Recognize that this is simply a negotiation. In Mattermark’s case where there were a lot of notes stacked up, I cared a lot about the post-money. In Glowforge’s case where the note amount was modest, I didn’t care very much. And, while I care a lot about my entry point as an early stage investor, I’ve learned not to optimize for a small amount in the context of a pricing negotiation.
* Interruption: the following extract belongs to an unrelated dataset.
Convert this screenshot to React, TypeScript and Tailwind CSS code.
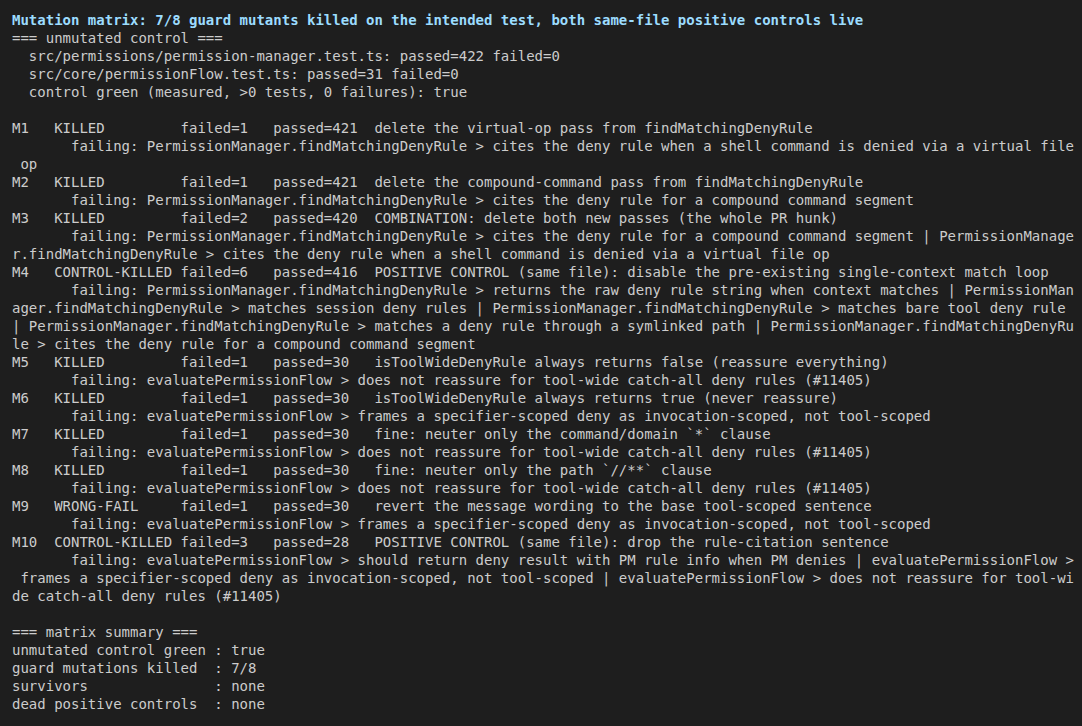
import React from 'react';

// Terminal output, one entry per visual (already wrapped) line
const lines: string[] = [
    "=== unmutated control ===",
    "  src/permissions/permission-manager.test.ts: passed=422 failed=0",
    "  src/core/permissionFlow.test.ts: passed=31 failed=0",
    "  control green (measured, >0 tests, 0 failures): true",
    "",
    "M1   KILLED         failed=1   passed=421  delete the virtual-op pass from findMatchingDenyRule",
    "       failing: PermissionManager.findMatchingDenyRule > cites the deny rule when a shell command is denied via a virtual file",
    " op",
    "M2   KILLED         failed=1   passed=421  delete the compound-command pass from findMatchingDenyRule",
    "       failing: PermissionManager.findMatchingDenyRule > cites the deny rule for a compound command segment",
    "M3   KILLED         failed=2   passed=420  COMBINATION: delete both new passes (the whole PR hunk)",
    "       failing: PermissionManager.findMatchingDenyRule > cites the deny rule for a compound command segment | PermissionManage",
    "r.findMatchingDenyRule > cites the deny rule when a shell command is denied via a virtual file op",
    "M4   CONTROL-KILLED failed=6   passed=416  POSITIVE CONTROL (same file): disable the pre-existing single-context match loop",
    "       failing: PermissionManager.findMatchingDenyRule > returns the raw deny rule string when context matches | PermissionMan",
    "ager.findMatchingDenyRule > matches session deny rules | PermissionManager.findMatchingDenyRule > matches bare tool deny rule",
    "| PermissionManager.findMatchingDenyRule > matches a deny rule through a symlinked path | PermissionManager.findMatchingDenyRu",
    "le > cites the deny rule for a compound command segment",
    "M5   KILLED         failed=1   passed=30   isToolWideDenyRule always returns false (reassure everything)",
    "       failing: evaluatePermissionFlow > does not reassure for tool-wide catch-all deny rules (#11405)",
    "M6   KILLED         failed=1   passed=30   isToolWideDenyRule always returns true (never reassure)",
    "       failing: evaluatePermissionFlow > frames a specifier-scoped deny as invocation-scoped, not tool-scoped",
    "M7   KILLED         failed=1   passed=30   fine: neuter only the command/domain `*` clause",
    "       failing: evaluatePermissionFlow > does not reassure for tool-wide catch-all deny rules (#11405)",
    "M8   KILLED         failed=1   passed=30   fine: neuter only the path `//**` clause",
    "       failing: evaluatePermissionFlow > does not reassure for tool-wide catch-all deny rules (#11405)",
    "M9   WRONG-FAIL     failed=1   passed=30   revert the message wording to the base tool-scoped sentence",
    "       failing: evaluatePermissionFlow > frames a specifier-scoped deny as invocation-scoped, not tool-scoped",
    "M10  CONTROL-KILLED failed=3   passed=28   POSITIVE CONTROL (same file): drop the rule-citation sentence",
    "       failing: evaluatePermissionFlow > should return deny result with PM rule info when PM denies | evaluatePermissionFlow >",
    " frames a specifier-scoped deny as invocation-scoped, not tool-scoped | evaluatePermissionFlow > does not reassure for tool-wi",
    "de catch-all deny rules (#11405)",
    "",
    "=== matrix summary ===",
    "unmutated control green : true",
    "guard mutations killed  : 7/8",
    "survivors               : none",
    "dead positive controls  : none",
];

export default function App() {
    return (
        <div className="min-h-screen w-full bg-[#1e1e1e] pt-[11px] pl-3 font-['DejaVu_Sans_Mono',monospace] text-[14px] leading-[18px] text-[#cccccc]">
            <div className="whitespace-pre font-bold text-[#9cdcfe]">
                Mutation matrix: 7/8 guard mutants killed on the intended test, both same-file positive controls live
            </div>
            {lines.map((line, index) => (
                <div key={index} className="h-[18px] whitespace-pre">{line}</div>
            ))}
        </div>
    );
}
I think we are just starting to see the complexity, side effects, and unintended consequences created by the massive proliferation of convertible notes over the past few years. I’m pretty mellow about them as I’ve accepted that they are part of the funding landscape, in contrast to a number of angels and VCs who feel strongly one way or the other. As derivative note vehicles have appeared, such as SAFE, that try to create synthetic equity out of a note structure, we’ll see another wave of unintended consequences in the next few years. As someone who failed fast at creating a standardized set of seed documents in 2010, I’ve accepted that dealing with the complexity and side affects of all of the different documents is just part of the process.
Fundamentally, it’s up to the entrepreneur to be informed about what is going on. I hope Mark’s blog post, and this one, are additive to the overall base of entrepreneurial knowledge. And, if Jason and I ever write a third edition of Venture Deals: Be Smarter Than Your Lawyer and Venture Capitalist our chapter on convertible notes might now be two chapters.